Friends and neighbors, I thought. Does he mean the guy next door who lives with his parents and sells drugs or the meth heads a few houses down that burn plastic in the giant firepit out back?
I tell him I’m not interested and move to go back inside. He says he understands, then asks me my name again. Again, I don’t tell him. Undeterred, he points to the tablet, explaining that because his company will be watching 24 hours a day, if some dreaded porch poacher tries to take an Amazon package off my porch that the I-spy-little eye doorbell camera will say “Hey,” which naturally, will scare off any potential poachers.

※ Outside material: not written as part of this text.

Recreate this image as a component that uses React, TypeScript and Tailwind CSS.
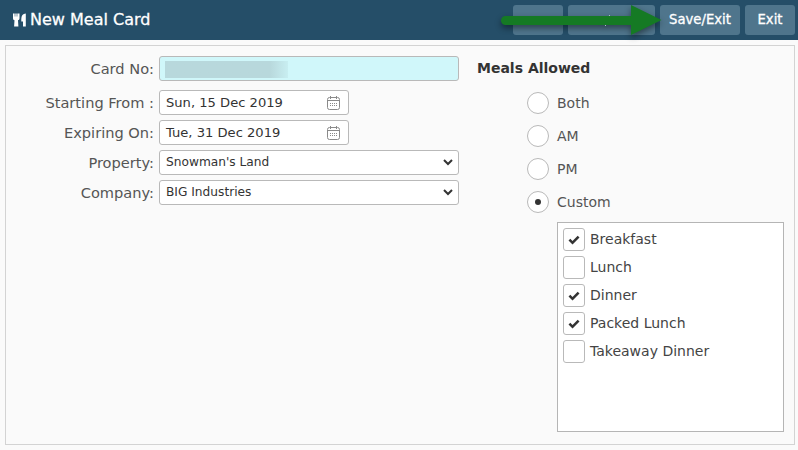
const inputBox = "flex items-center h-[25px] bg-white border border-[#b9b9b9] rounded-[3px] pl-[6px] text-[#333]";
const label = "w-[154px] text-right text-[14.6px] text-[#555]";

function Utensils() {
  return (
    <svg width="13" height="14" viewBox="0 0 13 14" fill="white">
      <path d="M0 0.500h1.700v3h.6v-3h1.400v3h.6v-3H6.500v4.700c0 1.200-.7 1.800-1.500 2.100l.4 6.200H1.100l.4-6.200C.7 7 0 6.400 0 5.200z" />
      <path d="M8.300 6C8.300 2.800 9.800.7 12.800 .5v13H10V8.500H8.300z" />
    </svg>
  );
}

function CalendarIcon() {
  return (
    <svg width="13" height="14" viewBox="0 0 13 14" fill="none" stroke="#8a8a8a" strokeWidth="1" className="mr-[8px]">
      <rect x="0.500" y="1.500" width="12" height="12" rx="2" />
      <path d="M0.500 4.500h12M3.500 0v3M9.500 0v3" />
      <path d="M3 7.500h7M3 9.500h7" stroke="#8a8a8a" strokeDasharray="1 1" />
    </svg>
  );
}

function Chevron() {
  return (
    <svg width="10" height="7" viewBox="0 0 10 7" fill="none" stroke="#333" strokeWidth="2" className="mr-[5px]">
      <path d="M1 1l4 4 4-4" />
    </svg>
  );
}

function Check() {
  return (
    <svg width="12" height="10" viewBox="0 0 12 10" fill="#333">
      <path d="M0.500 5.500L2.300 3.700 4.500 6 9.700 0.800 11.500 2.600 4.500 9.500z" />
    </svg>
  );
}

function Row({ name, children }: { name: string; children: React.ReactNode }) {
  return (
    <div className="flex items-center gap-[5px]">
      <div className={label}>{name}</div>
      {children}
    </div>
  );
}

function DateInput({ value }: { value: string }) {
  return (
    <div className={`${inputBox} w-[190px] justify-between text-[13.1px]`}>
      <span className="pt-[1px]">{value}</span>
      <CalendarIcon />
    </div>
  );
}

function SelectInput({ value }: { value: string }) {
  return (
    <div className={`${inputBox} w-[300px] justify-between text-[12.2px]`}>
      <span className="pb-[1px]">{value}</span>
      <Chevron />
    </div>
  );
}

function Radio({ name, on }: { name: string; on?: boolean }) {
  return (
    <div className="flex items-center gap-[8px] h-[22px]">
      <div className="w-[22px] h-[22px] rounded-full bg-white border border-[#b9b9b9] flex items-center justify-center">
        {on && <div className="w-[6px] h-[6px] rounded-full bg-[#333]" />}
      </div>
      <span className="text-[14px] text-[#555]">{name}</span>
    </div>
  );
}

function Tick({ name, on }: { name: string; on?: boolean }) {
  return (
    <div className="flex items-center gap-[5px] h-[23px]">
      <div className="w-[22px] h-[23px] rounded-[3px] bg-white border border-[#b9b9b9] flex items-center justify-center">
        {on && <Check />}
      </div>
      <span className="text-[14px] text-[#444]">{name}</span>
    </div>
  );
}

export default function App() {
  return (
    <div className="relative w-[798px] h-[450px] bg-[#fafafa] overflow-hidden font-['DejaVu_Sans',sans-serif]">
      <header className="h-[40px] bg-[#254e68] flex items-center justify-between pl-[13px] pr-[3px]">
        <div className="flex items-center gap-[4px] text-white text-[16px] [-webkit-text-stroke:0.3px_white]">
          <Utensils />
          <span>New Meal Card</span>
        </div>
        <div className="flex gap-[5px]">
          <div className="w-[50px] h-[30px] rounded-[3px] bg-[#4f758c]" />
          <div className="w-[87px] h-[30px] rounded-[3px] bg-[#4f758c]" />
          <div className="w-[80px] h-[30px] rounded-[3px] bg-[#4f758c] flex items-center justify-center text-white text-[13.2px] [-webkit-text-stroke:0.3px_white]">Save/Exit</div>
          <div className="w-[50px] h-[30px] rounded-[3px] bg-[#4f758c] flex items-center justify-center text-white text-[13.2px] [-webkit-text-stroke:0.3px_white]">Exit</div>
        </div>
      </header>

      <main className="mx-[5px] mt-[5px] h-[400px] w-[790px] border border-[#d3d3d3] flex">
        <div className="pt-[10px] flex flex-col w-[471px] -ml-[6px]">
          <Row name="Card No:">
            <div className="h-[25px] w-[300px] bg-[#d0f7fa] border border-[#b9b9b9] rounded-[3px] pl-[5px] pt-[4px]">
              <div className="w-[123px] h-[17px] bg-gradient-to-r from-[#b8d8dc] from-85% to-[#c8eef1]" />
            </div>
          </Row>
          <div className="mt-[9px] flex flex-col gap-[5px]">
            <Row name="Starting From :"><DateInput value="Sun, 15 Dec 2019" /></Row>
            <Row name="Expiring On:"><DateInput value="Tue, 31 Dec 2019" /></Row>
            <Row name="Property:"><SelectInput value="Snowman's Land" /></Row>
            <Row name="Company:"><SelectInput value="BIG Industries" /></Row>
          </div>
        </div>

        <div className="pt-[14px] flex flex-col">
          <div className="text-[14px] font-bold text-[#333] ml-[6px] h-[17px] leading-[17px]">Meals Allowed</div>
          <div className="ml-[56px] mt-[15px] flex flex-col gap-[11px]">
            <Radio name="Both" />
            <Radio name="AM" />
            <Radio name="PM" />
            <Radio name="Custom" on />
          </div>
          <div className="ml-[86px] mt-[9px] w-[227px] h-[210px] bg-white border border-[#b5b5b5] pl-[5px] pt-[5px] flex flex-col gap-[5px]">
            <Tick name="Breakfast" on />
            <Tick name="Lunch" />
            <Tick name="Dinner" on />
            <Tick name="Packed Lunch" on />
            <Tick name="Takeaway Dinner" />
          </div>
        </div>
      </main>

      {/* green arrow over the toolbar */}
      <svg width="180" height="44" viewBox="0 0 180 44" className="absolute left-[495px] top-0 drop-shadow-[0_3px_3px_rgba(0,0,0,0.45)]">
        <rect x="114" y="15" width="1" height="1" fill="#a9bcc8" />
        <rect x="110" y="25" width="1" height="1" fill="#a9bcc8" />
        <path d="M10.500 16h125.500V5l30.500 15L136 35V25H10.500a4.500 4.500 0 0 1 0-9z" fill="#157a24" />
      </svg>
    </div>
  );
}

Porch Poachers. Sure, we’ve had some packages taken. Is it inconvenient to reorder? Mildly. It doesn’t happen that often and we don’t order any high ticket items like that. Does it piss me off when it happens? Yes. I thought about telling the dude brah about taking all the smart lights and speakers out of our house. The Faceless Woman, as Amanda took to calling it, would listen at odd times and was starting not to listen at all when it was supposed to. The smart device experiment had been my idea. It was also my idea to rip it all out. I didn’t say that to the dude brah. I also didn’t tell him what I thought of the new police program to use residential cameras for random surveillance.
Again, with a little more edge in my voice, I tell the dude brah that I’m not interested. Then he smiles — bleach white teeth that have never met a cup of coffee or a cigarette, with vaguely sharp incisors — and asks, trying to hide that slight lip curl, am I really not interested in protecting my home.
“I have three dogs and a shotgun,” I said, being sure to look him straight in his dead eyes like he’s a paper target.
“Hell yeah!” he proclaimed.
I nod. “I don’t have problems like that.”
I must have stumbled on the correct turn of phrase or tone that turned the if/then command in the dude brah’s brainbox. He stuck a hand out again and asked me my name. This time I shook it, still looking him dead in the eyes.
“Ozymandias,” I told him. He repeated it, curiously and without comment, then walked away.